Ethan Basch
Ethan Basch, MD, MSc, director of cancer outcomes research at the University of North Carolina’s Lineberger Comprehensive Cancer Center.

As reported to Chris Pirschel by Ethan Basch, MD, MSc

Patients know their own experiences best. Evidence has shown that providers are unaware of about half of patients’ symptoms during cancer care. When patients directly report their symptoms using online questionnaires, it can help close this gap in communication. Bringing the patient voice into practice using patient-reported outcomes (PROs) can not only make us aware of their symptoms—enabling earlier interventions—but can also make care delivery more patient-centered.

At the annual American Society of Clinical Oncology meeting in June 2017, colleagues and I presented results of a randomized controlled trial comparing a PRO intervention versus usual care.
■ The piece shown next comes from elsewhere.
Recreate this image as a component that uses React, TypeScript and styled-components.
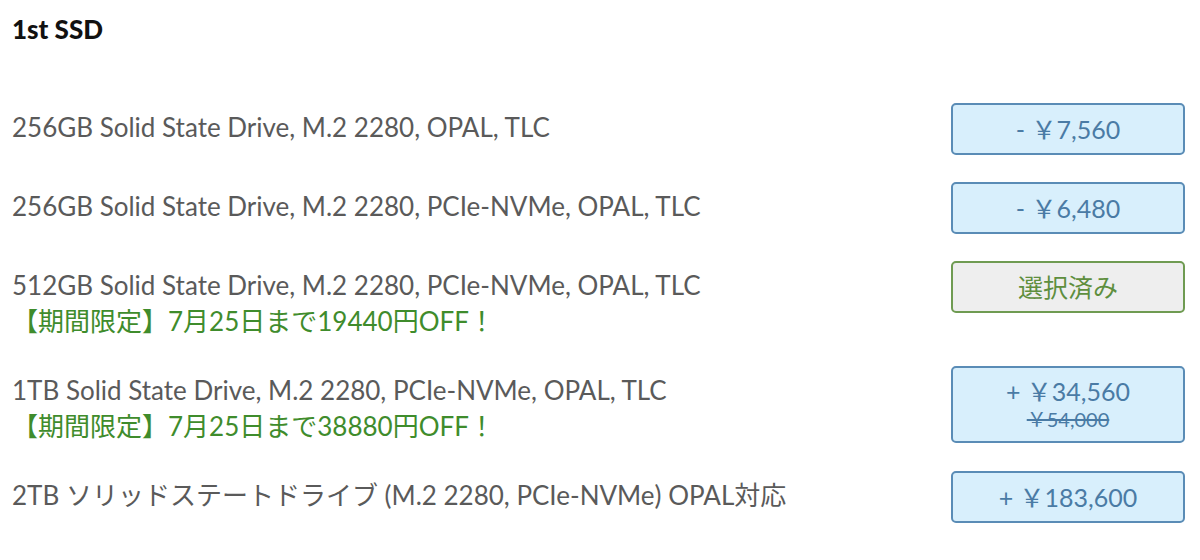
import React from "react";
import styled, { createGlobalStyle } from "styled-components";

const GlobalStyle = createGlobalStyle`
  body {
    margin: 0;
    background: #fff;
    font-family: Lato, "Noto Sans CJK JP", sans-serif;
  }
`;

type Option = {
  name: string;
  promo?: string;
  price?: string;
  oldPrice?: string;
  selected?: boolean;
};

const options: Option[] = [
  { name: "256GB Solid State Drive, M.2 2280, OPAL, TLC", price: "- ￥7,560" },
  { name: "256GB Solid State Drive, M.2 2280, PCIe-NVMe, OPAL, TLC", price: "- ￥6,480" },
  {
    name: "512GB Solid State Drive, M.2 2280, PCIe-NVMe, OPAL, TLC",
    promo: "【期間限定】7月25日まで19440円OFF！",
    selected: true,
  },
  {
    name: "1TB Solid State Drive, M.2 2280, PCIe-NVMe, OPAL, TLC",
    promo: "【期間限定】7月25日まで38880円OFF！",
    price: "+ ￥34,560",
    oldPrice: "￥54,000",
  },
  { name: "2TB ソリッドステートドライブ (M.2 2280, PCIe-NVMe) OPAL対応", price: "+ ￥183,600" },
];

export default function App() {
  return (
    <>
      <GlobalStyle />
      <Section>
        <Title>1st SSD</Title>
        <List>
          {options.map((o) => (
            <Row key={o.name}>
              <Info>
                <Name>{o.name}</Name>
                {o.promo && <Promo>{o.promo}</Promo>}
              </Info>
              <PriceButton $selected={o.selected}>
                {o.selected ? "選択済み" : o.price}
                {o.oldPrice && <OldPrice>{o.oldPrice}</OldPrice>}
              </PriceButton>
            </Row>
          ))}
        </List>
      </Section>
    </>
  );
}

const Section = styled.div`
  padding: 14px 15px 0 12px;
`;

const Title = styled.h2`
  margin: 0;
  font-size: 26px;
  font-weight: 900;
  color: #111;
  line-height: 30px;
`;

const List = styled.div`
  display: flex;
  flex-direction: column;
  gap: 27px;
  margin-top: 59px;
`;

const Row = styled.div`
  display: flex;
  justify-content: space-between;
  align-items: flex-start;
`;

const Info = styled.div`
  padding-top: 6px;
  font-size: 26px;
  line-height: 36px;
`;

const Name = styled.div`
  color: #5a5a5a;
`;

const Promo = styled.div`
  color: #3f8c2c;
`;

const PriceButton = styled.div<{ $selected?: boolean }>`
  width: 234px;
  min-height: 52px;
  box-sizing: border-box;
  display: flex;
  flex-direction: column;
  align-items: center;
  justify-content: center;
  padding: 8px 0 9px;
  border-radius: 5px;
  border: 2px solid ${(p) => (p.$selected ? "#6f9b52" : "#5a8cb6")};
  background: ${(p) => (p.$selected ? "#eeeeee" : "#d8effc")};
  color: ${(p) => (p.$selected ? "#5e8f3e" : "#4a7ba5")};
  font-size: 25px;
  line-height: 30px;
`;

const OldPrice = styled.span`
  font-size: 20px;
  line-height: 26px;
  text-decoration: line-through;
`;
Patients with metastatic cancers who were receiving chemotherapy who were assigned to the PRO intervention were given access to an online system to report 12 common symptoms weekly from home and at clinic visits via tablet computers. Whenever a severe or worsening symptom was reported, a patient’s oncology nurse received an email alert. Upon each patient’s visit to the clinic, a full longitudinal symptom report was generated for oncologists and nurses to review.

We found that most patients were willing to self-report their symptoms at any given time, and oncology nurses responded to most alerts by counseling patients and providing supportive medications. Compared to usual care, 31% of patients in the self-reporting group experienced significantly better quality of life. Emergency department visits reduced a statistically significant 7%, and patients tolerated chemotherapy for an additional two months on average—likely because their symptoms were caught early before worsening.

These factors may account for the most striking finding: compared to traditional care, patients in the self-reporting portion of the trial had a five-month increase in median overall survival. We also found that 8% more patients were alive at the five-year mark in the self-reporting group compared to those who received usual care.

Although the idea of collecting symptoms directly from patients is a simple one, implementing it in practice is complex. There are two main barriers: electronic health record systems and current symptom management workflow. To successfully implement a PRO program, both issues must be addressed. Numerous logistical decisions must be made, such as which symptoms to collect and what system to use for data collection (such as patient portal, web, or paper). Moreover, it is important to designate from where PROs should be reported—from home, in-clinic, or both—and we need to understand how these data should be conveyed to clinicians.

The International Society for Quality of Life has a useful guide with advice about how to address each of these areas. Because the decisions span the continuum of care and require modifications to information systems and workflow, interdisciplinary collaboration between oncology nurses, physicians, and administrators is necessary for a successful implementation.

Ethan Basch, MD, MSc, is the director of cancer outcomes research at the University of North Carolina’s Lineberger Comprehensive Cancer Center in Chapel Hill.